→ **What this task involves**
Show each line that has the string "code" in it.

→ **Dataset content**
○ ○ ○ ○ ○ ○ ○
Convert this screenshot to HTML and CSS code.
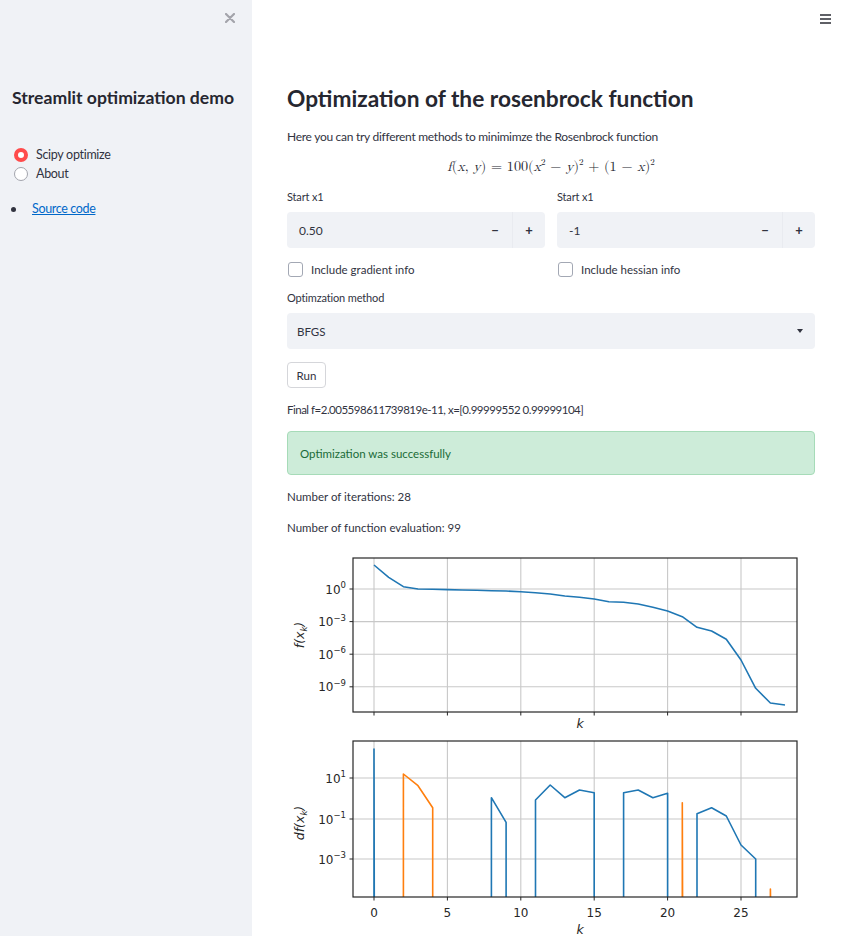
FILE: index.html
```html
<!DOCTYPE html>
<html>
<head>
<meta charset="utf-8">
<link rel="stylesheet" href="styles.css">
</head>
<body>
<div class="app">
  <aside class="sidebar">
    <div class="close-row"><svg class="close" width="10" height="10" viewBox="0 0 10 10"><path d="M1 1L9 9M9 1L1 9"/></svg></div>
    <h2 class="side-title">Streamlit optimization demo</h2>
    <div class="radios">
      <div class="radio-row"><span class="radio on"></span><span>Scipy optimize</span></div>
      <div class="radio-row"><span class="radio"></span><span>About</span></div>
    </div>
    <ul class="links"><li><a href="#">Source code</a></li></ul>
  </aside>
  <main class="main">
    <div class="topbar"><span class="burger"><i></i><i></i><i></i></span></div>
    <div class="content">
      <h1 class="title">Optimization of the rosenbrock function</h1>
      <p class="para">Here you can try different methods to minimimze the Rosenbrock function</p>
      <div class="formula"><i>f</i>(<i>x</i>, <i>y</i>) = 100(<i>x</i><sup>2</sup> − <i>y</i>)<sup>2</sup> + (1 − <i>x</i>)<sup>2</sup></div>
      <div class="cols">
        <div class="col">
          <div class="label">Start x1</div>
          <div class="numinput"><span class="val">0.50</span><span class="step">−</span><span class="step plus">+</span></div>
          <div class="check"><span class="box"></span><span>Include gradient info</span></div>
        </div>
        <div class="col">
          <div class="label">Start x1</div>
          <div class="numinput"><span class="val">-1</span><span class="step">−</span><span class="step plus">+</span></div>
          <div class="check"><span class="box"></span><span>Include hessian info</span></div>
        </div>
      </div>
      <div class="label method">Optimzation method</div>
      <div class="select"><span>BFGS</span><span class="caret"></span></div>
      <button class="run">Run</button>
      <p class="txt final">Final f=2.005598611739819e-11, x=[0.99999552 0.99999104]</p>
      <div class="success">Optimization was successfully</div>
      <p class="txt iter">Number of iterations: 28</p>
      <p class="txt feval">Number of function evaluation: 99</p>
      <svg class="chart" width="528" height="400" viewBox="0 0 528 400" xmlns="http://www.w3.org/2000/svg">
        <defs>
          <clipPath id="c1"><rect x="66" y="8" width="444" height="154"/></clipPath>
          <clipPath id="c2"><rect x="66" y="191" width="444" height="156"/></clipPath>
        </defs>
        <!-- top axes -->
        <g class="grid">
          <line x1="87" y1="8" x2="87" y2="162"/><line x1="160.4" y1="8" x2="160.4" y2="162"/>
          <line x1="233.8" y1="8" x2="233.8" y2="162"/><line x1="307.2" y1="8" x2="307.2" y2="162"/>
          <line x1="380.6" y1="8" x2="380.6" y2="162"/><line x1="454" y1="8" x2="454" y2="162"/>
          <line x1="66" y1="39" x2="510" y2="39"/><line x1="66" y1="71.6" x2="510" y2="71.6"/>
          <line x1="66" y1="104.2" x2="510" y2="104.2"/><line x1="66" y1="136.8" x2="510" y2="136.8"/>
        </g>
        <polyline class="l-blue" clip-path="url(#c1)" points="87,15 101.7,27.3 116.4,36.7 131,39 145.7,39.3 160.4,39.6 175.1,40 189.8,40.3 204.4,40.7 219.1,41 233.8,41.7 248.5,42.7 263.2,44 277.8,46 292.5,47.3 307.2,49 321.9,51.7 336.6,52.3 351.2,54 365.9,57.3 380.6,61 395.3,66.7 410,77.3 424.6,81 439.3,89.3 454,110 468.7,138.3 483.4,153 498.0,155"/>
        <rect class="frame" x="66" y="8" width="444" height="154"/>
        <g class="ticks">
          <line x1="87" y1="162" x2="87" y2="165.5"/><line x1="160.4" y1="162" x2="160.4" y2="165.5"/>
          <line x1="233.8" y1="162" x2="233.8" y2="165.5"/><line x1="307.2" y1="162" x2="307.2" y2="165.5"/>
          <line x1="380.6" y1="162" x2="380.6" y2="165.5"/><line x1="454" y1="162" x2="454" y2="165.5"/>
          <line x1="62.5" y1="39" x2="66" y2="39"/><line x1="62.5" y1="71.6" x2="66" y2="71.6"/>
          <line x1="62.5" y1="104.2" x2="66" y2="104.2"/><line x1="62.5" y1="136.8" x2="66" y2="136.8"/>
        </g>
        <g class="tl" text-anchor="end">
          <text x="59" y="43.5">10<tspan class="exp" dy="-5.5">0</tspan></text>
          <text x="59" y="76">10<tspan class="exp" dy="-5.5">−3</tspan></text>
          <text x="59" y="108.7">10<tspan class="exp" dy="-5.5">−6</tspan></text>
          <text x="59" y="141.3">10<tspan class="exp" dy="-5.5">−9</tspan></text>
        </g>
        <text class="axl" x="293" y="178" text-anchor="middle">k</text>
        <text class="axl" transform="translate(17 85) rotate(-90)" text-anchor="middle">f(x<tspan class="sub" dy="3">k</tspan><tspan dy="-3">)</tspan></text>

        <!-- bottom axes -->
        <g class="grid">
          <line x1="87" y1="191" x2="87" y2="347"/><line x1="160.4" y1="191" x2="160.4" y2="347"/>
          <line x1="233.8" y1="191" x2="233.8" y2="347"/><line x1="307.2" y1="191" x2="307.2" y2="347"/>
          <line x1="380.6" y1="191" x2="380.6" y2="347"/><line x1="454" y1="191" x2="454" y2="347"/>
          <line x1="66" y1="228" x2="510" y2="228"/><line x1="66" y1="269" x2="510" y2="269"/>
          <line x1="66" y1="309" x2="510" y2="309"/>
        </g>
        <g clip-path="url(#c2)">
          <polyline class="l-blue" points="87,360 87,199 87.3,360"/>
          <polyline class="l-blue" points="204.4,360 204.4,247.7 219.1,272.3 219.1,360"/>
          <polyline class="l-blue" points="248.5,360 248.5,250 263.2,235 277.8,247.7 292.5,240 307.2,242.7 307.2,360"/>
          <polyline class="l-blue" points="336.6,360 336.6,242.7 351.2,240 365.9,247.7 380.6,243.3 380.6,360"/>
          <polyline class="l-blue" points="410,360 410,263.7 424.6,257.7 439.3,266 454,295 468.7,309 468.7,360"/>
          <polyline class="l-orange" points="116.4,360 116.4,224 131,235.7 145.7,257.7 145.7,360"/>
          <polyline class="l-orange" points="395.3,360 395.3,252.7 395.6,360"/>
          <polyline class="l-orange" points="483.4,360 483.4,339 483.7,360"/>
        </g>
        <rect class="frame" x="66" y="191" width="444" height="156"/>
        <g class="ticks">
          <line x1="87" y1="347" x2="87" y2="350.5"/><line x1="160.4" y1="347" x2="160.4" y2="350.5"/>
          <line x1="233.8" y1="347" x2="233.8" y2="350.5"/><line x1="307.2" y1="347" x2="307.2" y2="350.5"/>
          <line x1="380.6" y1="347" x2="380.6" y2="350.5"/><line x1="454" y1="347" x2="454" y2="350.5"/>
          <line x1="62.5" y1="228" x2="66" y2="228"/><line x1="62.5" y1="269" x2="66" y2="269"/>
          <line x1="62.5" y1="309" x2="66" y2="309"/>
        </g>
        <g class="tl" text-anchor="end">
          <text x="59" y="232.5">10<tspan class="exp" dy="-5.5">1</tspan></text>
          <text x="59" y="273.5">10<tspan class="exp" dy="-5.5">−1</tspan></text>
          <text x="59" y="313.5">10<tspan class="exp" dy="-5.5">−3</tspan></text>
        </g>
        <g class="tl" text-anchor="middle">
          <text x="87" y="366.5">0</text><text x="160.4" y="366.5">5</text><text x="233.8" y="366.5">10</text>
          <text x="307.2" y="366.5">15</text><text x="380.6" y="366.5">20</text><text x="454" y="366.5">25</text>
        </g>
        <text class="axl" x="293" y="384" text-anchor="middle">k</text>
        <text class="axl" transform="translate(17 273) rotate(-90)" text-anchor="middle">df(x<tspan class="sub" dy="3">k</tspan><tspan dy="-3">)</tspan></text>
      </svg>
    </div>
  </main>
</div>
</body>
</html>
```
FILE: styles.css
```css
* { box-sizing: border-box; }
html, body { margin: 0; padding: 0; }
body {
  font-family: "Source Sans Pro", Lato, "Noto Sans", sans-serif;
  color: #31333f;
  background: #ffffff;
  width: 848px;
  height: 936px;
  overflow: hidden;
}
.app { display: flex; height: 936px; }
.sidebar {
  width: 252px;
  flex: none;
  background: #f0f2f6;
  padding: 0 12px;
}
.close-row { display: flex; justify-content: flex-end; height: 36px; align-items: center; padding-right: 5px; }
.close { display: block; }
.close path { stroke: #a3a4ab; stroke-width: 2.2; stroke-linecap: round; fill: none; }
.side-title {
  margin: 50px 0 0 0;
  font-size: 17.6px;
  font-weight: 700;
  line-height: 24px;
  color: #262730;
}
.radios { margin-top: 35px; }
.radio-row { display: flex; align-items: center; height: 19px; font-size: 12.5px; letter-spacing: -0.3px; gap: 8px; padding-left: 2px; }
.radio {
  width: 14px; height: 14px; border-radius: 50%;
  border: 1px solid #a3a5ad; background: #fff; flex: none;
}
.radio.on { border: 4.5px solid #ff4b4b; background: #fff; }
.links { margin: 17px 0 0 0; padding: 0; list-style: none; font-size: 12.5px; line-height: 18px; letter-spacing: -0.35px; }
.links li { display: flex; align-items: center; }
.links li::before { content: ""; width: 5px; height: 5px; border-radius: 50%; background: #31333f; margin: 0 16px 0 -1px; flex: none; }
.links a { color: #0068c9; }
.main { flex: 1; position: relative; }
.topbar { position: absolute; top: 0; right: 0; width: 60px; height: 40px; }
.burger { position: absolute; right: 17px; top: 14px; width: 11px; display: flex; flex-direction: column; gap: 2.5px; }
.burger i { display: block; height: 1.5px; background: #5f6066; }
.content { width: 528px; margin-left: 35px; padding-top: 84px; }
.title {
  margin: 0; font-size: 22.7px; line-height: 30px; font-weight: 700; color: #262730;
}
.para { margin: 14px 0 0 0; font-size: 12px; letter-spacing: -0.28px; line-height: 18px; }
.formula {
  margin-top: 10px; height: 22px; line-height: 22px; text-align: center;
  font-family: "Latin Modern Math", "DejaVu Serif", "Liberation Serif", serif; font-size: 14.2px; color: #262730;
}
.formula sup { font-size: 9px; line-height: 0; vertical-align: 6px; }
.cols { margin-top: 10px; display: grid; grid-template-columns: 1fr 1fr; gap: 12px; }
.label { font-size: 11px; line-height: 18px; height: 18px; letter-spacing: -0.15px; }
.numinput {
  margin-top: 6px; height: 36px; background: #f0f2f6; border-radius: 4px;
  display: flex; align-items: center; font-size: 12px;
}
.numinput .val { flex: 1; padding-left: 12px; }
.step { width: 34px; height: 100%; display: flex; align-items: center; justify-content: center; font-weight: 700; font-size: 13px; color: #31333f; }
.step.plus { border-left: 1px solid #e9ebf0; width: 33px; }
.check { margin-top: 12px; height: 18px; display: flex; align-items: center; gap: 8px; font-size: 11.5px; padding-left: 1px; }
.box { width: 15px; height: 15px; border: 1px solid #a3a8b4; border-radius: 3px; background: #fff; }
.method { margin-top: 11px; }
.select {
  margin-top: 6px; height: 36px; background: #f0f2f6; border-radius: 4px;
  display: flex; align-items: center; justify-content: space-between;
  padding: 0 12px 0 10px; font-size: 11.5px;
}
.caret { width: 0; height: 0; border-left: 3.5px solid transparent; border-right: 3.5px solid transparent; border-top: 4px solid #31333f; }
.run {
  display: block; margin-top: 13px; height: 26px; width: 39px; padding: 0;
  background: #fff; border: 1px solid #d5d6da; border-radius: 4px;
  font-family: inherit; font-size: 11.5px; color: #31333f;
}
.txt { margin: 13px 0 0 0; font-size: 11.5px; line-height: 18px; }
.txt.final { letter-spacing: -0.5px; }
.success {
  margin-top: 12px; height: 44px; background: #cdecd9; border: 1px solid #a6dbb8; border-radius: 4px;
  display: flex; align-items: center; padding-left: 12px; font-size: 11.5px; color: #1a6b37;
}
.chart { display: block; margin-top: 13px; }
.grid line { stroke: #c8c8c8; stroke-width: 1.1; }
.frame { fill: none; stroke: #262626; stroke-width: 1.2; }
.ticks line { stroke: #262626; stroke-width: 1; }
.tl text { font-family: "DejaVu Sans", sans-serif; font-size: 12px; fill: #262626; }
.tl .exp { font-size: 8.5px; }
.axl { font-family: "DejaVu Sans", sans-serif; font-style: oblique; font-size: 12.5px; fill: #262626; }
.axl .sub { font-size: 8.5px; }
.l-blue { fill: none; stroke: #1f77b4; stroke-width: 1.6; stroke-linejoin: round; }
.l-orange { fill: none; stroke: #ff7f0e; stroke-width: 1.6; stroke-linejoin: round; }
```
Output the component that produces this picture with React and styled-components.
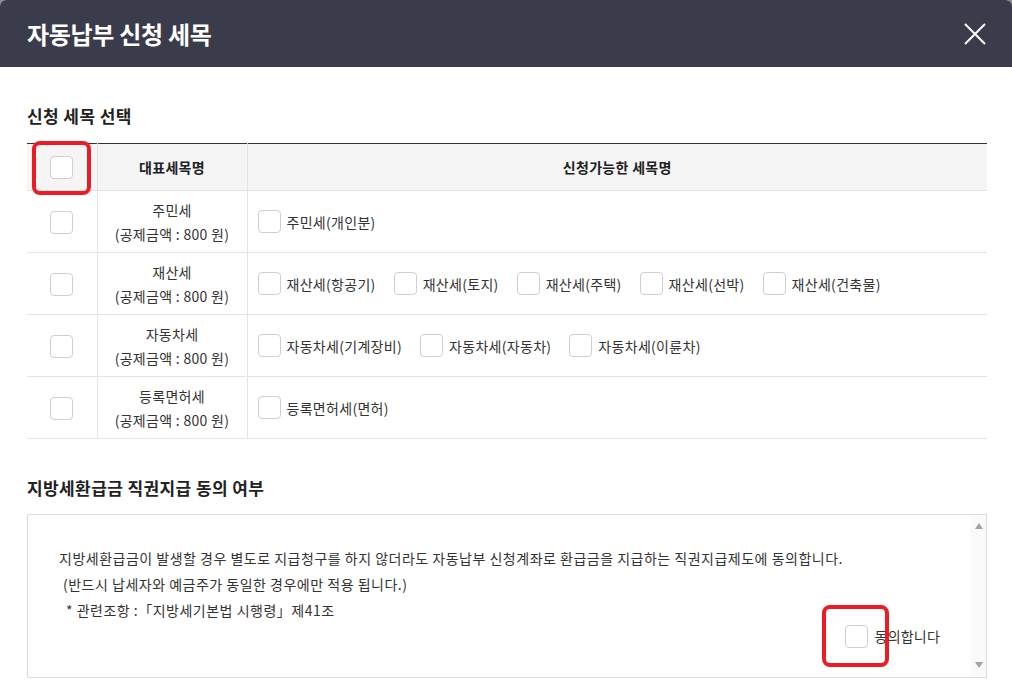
○ ○ ○ ○ ○ ○ ○
→ **Full answer**
Convert this screenshot to HTML and CSS code.
    <ul class="links"><li><a href="#">Source code</a></li></ul>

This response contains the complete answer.